With this understanding we can calculate a velocity resolution by calculating the minimum distance in frequency our windowing function can be spaced before we can no longer discriminate between the two copies.

To derive an equation for velocity resolution we start with the fact that the scaled (by $\alpha$) rectangular window function forms a Fourier pair with the sinc function. This can be derived from basic Fourier transform properties.

1. $$ rect(\alpha t) \Leftrightarrow \frac{1}{\alpha}*sinc\left(\frac{\pi*f}{\alpha}\right) $$

The scale factor $\alpha$ is related to the CPI by the following.

2. $$ \alpha = \frac{2}{CPI} $$

In our case f is equal to twice the ratio of the target velocity to carrier wavelength.

3. $$ f_{target} = \frac{2V_{target}}{\lambda}$$

Now we realize if we have two targets they will be represented in frequency by two $sinc$ functions separated by the difference in their velocities.

We choose the distance of the first null in the sinc function as the minimum distance we can separate two $sinc$ functions and still resolve them. This intuitively makes sense to me, but I can't claim to understand exactly why this is the minimum distance we can resolve two overlapping sinc functions. Note there is a analogous problem in optics that leads to the Rayleigh Criterion where the first null of the sinc function is used is the minimum separation distance to resolve two sources so I'm inclined to accept this choice.

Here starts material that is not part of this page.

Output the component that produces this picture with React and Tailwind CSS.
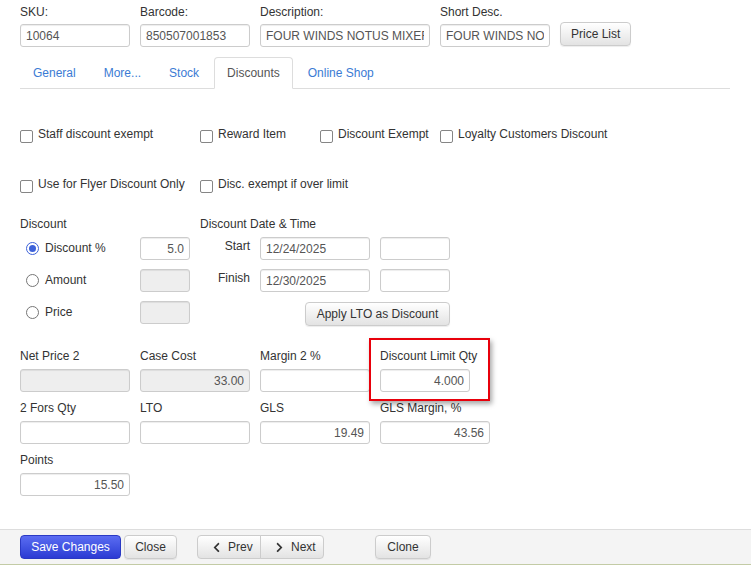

Given that nulls of the sinc function occur at integer multiples of $\pi$ it is easy to derive that the first null of the target spectra sinc occurs at the following.

4. $$ f_{null} = \alpha \Rightarrow f_{DopplerRes} = \alpha$$

Substituting equations 2 & 3 into equation 4 we get the following.

5. $$ \frac{2v_{DopplerRes}}{\lambda}=\frac{2}{CPI} $$

Hence.

6. $$ v_{DopplerRes}=\frac{\lambda}{CPI} $$